Organizations such as PHI, Caring Across Generations and many others have called on federal policymakers to enact a range of policies that would address the workforce development needs of direct care workers and their employers, which the workforce sector writ large could help advance. For example, federal leaders could establish a national standard for direct care competencies and require states to adopt it with some localized flexibility and guidance. They also could establish minimum federal training standards for personal care aides, help cover training and career advancement costs nationwide for all direct care occupations, and support industry partnerships at the state level that invest in skills training, career pathways, quality non-degree credentials, and other needs for direct care workers.

Policymakers also can draw upon the successes of state policy and practice models in training and advancement, such as those developed by the Center for Caregiver Advancement (CCA), a California-based organization focused on improving and delivering training to the state’s caregivers.
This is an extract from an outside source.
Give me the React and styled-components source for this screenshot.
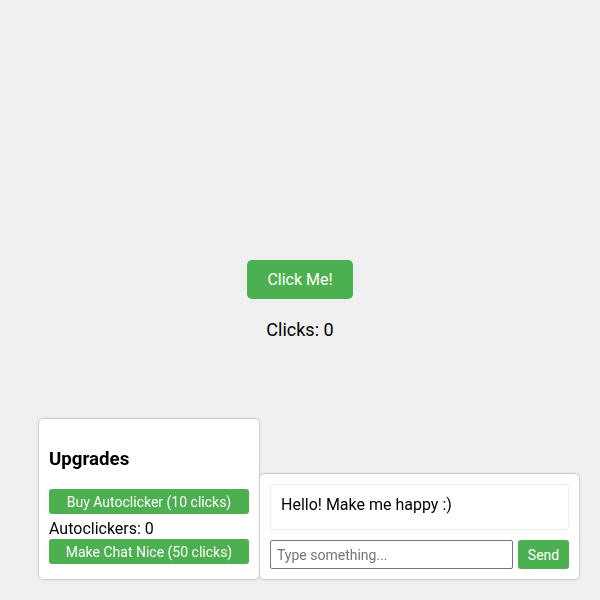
import React, { useState } from "react";
import styled, { createGlobalStyle } from "styled-components";

const green = "#4caf50";

const Global = createGlobalStyle`
  html, body {
    margin: 0;
    padding: 0;
    background: #f0f0f0;
    font-family: Roboto, "Liberation Sans", sans-serif;
    color: #000;
  }
  * { box-sizing: border-box; }
`;

const Main = styled.main`
  height: 100vh;
  display: flex;
  flex-direction: column;
  align-items: center;
  justify-content: center;
`;

const BigButton = styled.button`
  font-family: inherit;
  font-size: 16px;
  padding: 10px 20px;
  background: ${green};
  color: #fff;
  border: none;
  border-radius: 5px;
  cursor: pointer;
`;

const Counter = styled.p`
  font-size: 18px;
  margin: 20px 0 0;
`;

// widgets docked over the page, bottom right
const Dock = styled.div`
  position: fixed;
  right: 20px;
  bottom: 20px;
  display: flex;
  align-items: flex-end;
`;

const Panel = styled.section`
  background: #fff;
  border: 1px solid #ccc;
  border-radius: 5px;
  padding: 10px;
  width: ${(p) => p.$width}px;
  margin-left: ${(p) => p.$overlap || 0}px;
  box-shadow: 0 0 4px rgba(0, 0, 0, 0.06);
`;

const Title = styled.h3`
  font-size: 18.72px;
  margin: 19px 0;
`;

const SmallButton = styled.button`
  display: block;
  font-family: inherit;
  font-size: 14px;
  height: 25px;
  padding: 0 10px;
  width: ${(p) => (p.$width ? `${p.$width}px` : "auto")};
  background: ${green};
  color: #fff;
  border: none;
  border-radius: 3px;
  margin-bottom: ${(p) => (p.$gap ? 5 : 0)}px;
  cursor: pointer;
`;

const Stat = styled.div`
  font-size: 16px;
  line-height: 20px;
`;

const Message = styled.div`
  border: 1px solid #eee;
  border-radius: 3px;
  padding: 10px 10px 15px;
  font-size: 16px;
  margin-bottom: 10px;
`;

const InputRow = styled.div`
  display: flex;
  gap: 5px;
`;

const Input = styled.input`
  flex: 1;
  min-width: 0;
  height: 29px;
  font-family: inherit;
  font-size: 14px;
  padding: 4px 6px;
  border: 1px solid #767676;
  border-radius: 2px;
  &::placeholder { color: #757575; }
`;

const SendButton = styled(SmallButton)`
  height: 29px;
  width: 51px;
  padding: 0;
`;

export default function App() {
  const [clicks, setClicks] = useState(0);
  return (
    <>
      <Global />
      <Main>
        <BigButton onClick={() => setClicks(clicks + 1)}>Click Me!</BigButton>
        <Counter>Clicks: {clicks}</Counter>
      </Main>
      <Dock>
        <Panel $width={222}>
          <Title>Upgrades</Title>
          <SmallButton $width={200} $gap>Buy Autoclicker (10 clicks)</SmallButton>
          <Stat>Autoclickers: 0</Stat>
          <SmallButton $width={200} $gap>Make Chat Nice (50 clicks)</SmallButton>
        </Panel>
        <Panel $width={321} $overlap={-1}>
          <Message>Hello! Make me happy :)</Message>
          <InputRow>
            <Input placeholder="Type something..." />
            <SendButton>Send</SendButton>
          </InputRow>
        </Panel>
      </Dock>
    </>
  );
}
Since 2000, CCA has been delivering quality, evidence-informed training programs to direct care workers.

The Center for Caregiver Advancement is building a body of research demonstrating the professional and social value of caregivers.
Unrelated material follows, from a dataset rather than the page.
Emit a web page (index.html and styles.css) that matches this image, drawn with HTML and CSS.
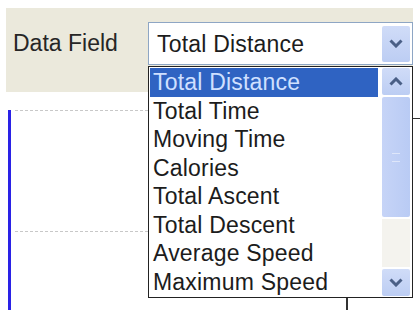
FILE: index.html
```html
<!DOCTYPE html>
<html>
<head>
<meta charset="utf-8">
<link rel="stylesheet" href="styles.css">
</head>
<body>
<div class="panel">
  <span class="label">Data Field</span>
  <div class="combo">
    <div class="select">
      <span class="value">Total Distance</span>
      <span class="btn"><svg width="14" height="9" viewBox="0 0 14 9"><path d="M1.5 1.5 L7 7 L12.5 1.5" fill="none" stroke="#4a5f86" stroke-width="3"/></svg></span>
    </div>
    <div class="list">
      <ul class="options">
        <li class="sel">Total Distance</li>
        <li>Total Time</li>
        <li>Moving Time</li>
        <li>Calories</li>
        <li>Total Ascent</li>
        <li>Total Descent</li>
        <li>Average Speed</li>
        <li>Maximum Speed</li>
      </ul>
      <div class="scroll">
        <span class="sbtn"><svg width="14" height="9" viewBox="0 0 14 9"><path d="M1.5 7.5 L7 2 L12.5 7.5" fill="none" stroke="#4a5f86" stroke-width="3"/></svg></span>
        <span class="thumb"><span class="grip"></span></span>
        <span class="track"></span>
        <span class="sbtn"><svg width="14" height="9" viewBox="0 0 14 9"><path d="M1.5 1.5 L7 7 L12.5 1.5" fill="none" stroke="#4a5f86" stroke-width="3"/></svg></span>
      </div>
    </div>
  </div>
</div>
<div class="chart">
  <div class="axis"></div>
  <div class="grid">
    <div class="gline"></div>
    <div class="gline"></div>
  </div>
  <div class="box"></div>
</div>
</body>
</html>
```

FILE: styles.css
```css
html, body {
  margin: 0;
  padding: 0;
  background: #ffffff;
  width: 420px;
  height: 310px;
  overflow: hidden;
  font-family: "Liberation Sans", Arial, sans-serif;
}
.panel {
  margin: 8px 0 0 6px;
  width: 407px;
  height: 84px;
  background: #ebe9dc;
  display: flex;
  align-items: flex-start;
  box-sizing: border-box;
  padding: 14px 0 0 7px;
}
.label {
  font-size: 23px;
  color: #262626;
  line-height: 43px;
  width: 135px;
}
.combo {
  position: relative;
  z-index: 5;
}
.select {
  width: 265px;
  height: 43px;
  box-sizing: border-box;
  border: 1px solid #8ea6c4;
  background: #fff;
  display: flex;
  align-items: center;
  justify-content: space-between;
  padding: 0 2px 0 8px;
}
.value {
  font-size: 23px;
  color: #1c1c1c;
  line-height: 28px;
  letter-spacing: 0.2px;
}
.btn, .sbtn {
  width: 28px;
  height: 36px;
  background: linear-gradient(#d0dcf8, #bccdf3);
  border-radius: 2px;
  display: flex;
  align-items: center;
  justify-content: center;
}
.list {
  position: absolute;
  left: 0;
  top: 44px;
  width: 265px;
  height: 232px;
  box-sizing: border-box;
  border: 1px solid #222;
  background: #fff;
  display: flex;
  padding: 1px 2px 1px 1px;
}
.options {
  list-style: none;
  margin: 0;
  padding: 0;
  flex: 1;
}
.options li {
  font-size: 23px;
  line-height: 28.5px;
  height: 28.5px;
  padding-left: 3px;
  color: #1c1c1c;
  white-space: nowrap;
  margin-right: 4px;
  letter-spacing: 0.2px;
}
.options li.sel {
  background: #2f63c2;
  color: #cfe0ff;
}
.scroll {
  width: 28px;
  display: flex;
  flex-direction: column;
  gap: 2px;
}
.scroll .sbtn {
  height: 27px;
}
.thumb {
  height: 120px;
  background: linear-gradient(90deg, #c6d4f7, #b9cbf4);
  border-radius: 2px;
  display: flex;
  align-items: center;
  justify-content: center;
}
.grip {
  width: 8px;
  height: 7px;
  border-top: 1px solid #e6ecfb;
  border-bottom: 1px solid #e6ecfb;
  opacity: 0.8;
}
.track {
  flex: 1;
  background: #f4f3ee;
}
.chart {
  position: relative;
  height: 218px;
  display: flex;
}
.axis {
  margin: 18px 0 0 8px;
  width: 3px;
  background: #2a22e6;
  height: 200px;
}
.grid {
  margin: 18px 0 0 4px;
  width: 133px;
  display: flex;
  flex-direction: column;
  gap: 120px;
}
.gline {
  height: 0;
  border-top: 1px dashed #c8c8c8;
}
.box {
  position: absolute;
  left: 346px;
  top: 26px;
  width: 80px;
  height: 200px;
  border-left: 2px solid #333;
  border-top: 1px solid #333;
  background: #fff;
}
```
Recognizing the inequities and structural barriers that this workforce endures, CCA is building a body of research demonstrating the professional and social value of caregivers. Through impact studies conducted by university-affiliated researchers, CCA highlights the effect that multi-week training programs have on caregiver skills and the health outcomes of consumers.
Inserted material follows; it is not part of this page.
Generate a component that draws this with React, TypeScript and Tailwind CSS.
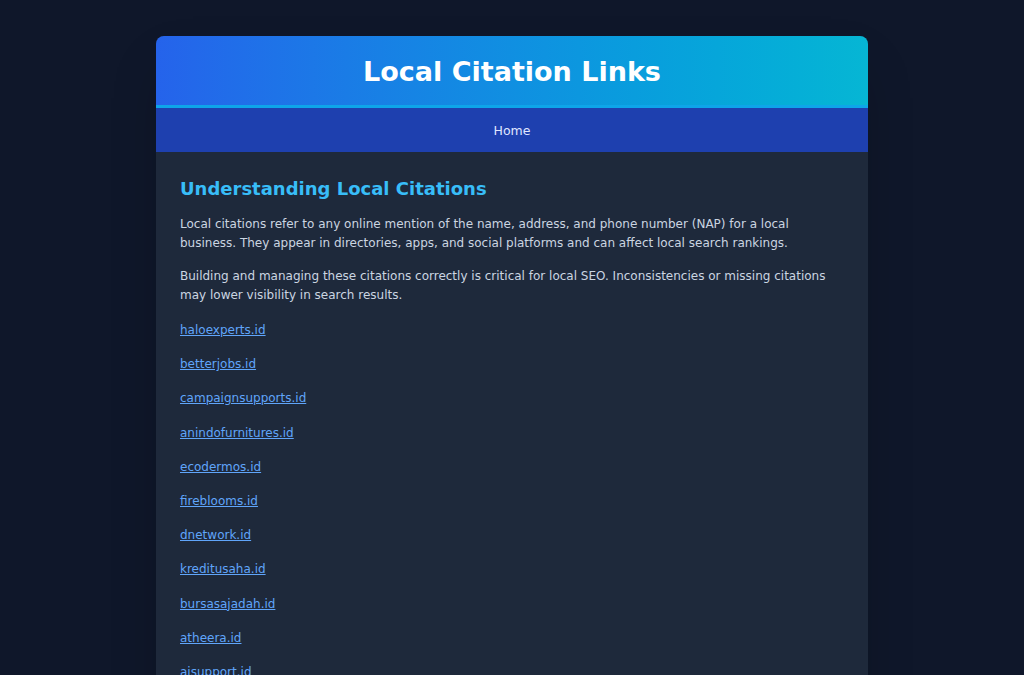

The curriculum offered by CCA is grounded in adult-learning best practices and centers care recipients' needs and desires. Using a rapid cycle feedback process during course development ensures that CCA can offer continuous curriculum improvements that incorporate the voice of workers and those they provide care for. Taught in eight languages, the training programs are aimed at meeting the diverse needs of the California caregiver workforce and consumer population.

Impact studies on their training programs show an increase in retention for those caregivers who have taken training, as well as reductions in consumer hospitalizations and visits to emergency departments. By conducting program analyses, CCA continues to deepen the connection between quality training, care outcomes and cost savings—creating data they use as a powerful tool in shifting the value proposition of this workforce to stakeholders. While the impacts of CCA training have been clear, scaling and sustaining programs has proven difficult. This year, as California offers its first formal paid IHSS training program through the Career Pathways Program (CPP) (which was recommended by the state’s Master Plan on Aging and the Governor’s Alzheimer’s Task Force), federal funding for the program is set to end.

By publicizing the successes of caregiver training like CPP and its impacts on the healthcare system as a whole, the organization is working with stakeholder partners to gain support for ongoing dedicated state funding for quality training programs for caregivers.

Care Workers Recognition Month rightfully acknowledges the contributions of care workers to this country. Ensuring that home care workers can access training, high-quality non-degree credentials, and career pathways will help move our country to a better place—and workers to a better existence.

Robert Espinoza is CEO at the National Skills Coalition, a nonresident senior fellow with Brookings Institution, and chair of ASA’s Board of Directors. Corinne Eldridge is president and CEO of the Center for Caregiver Advancement.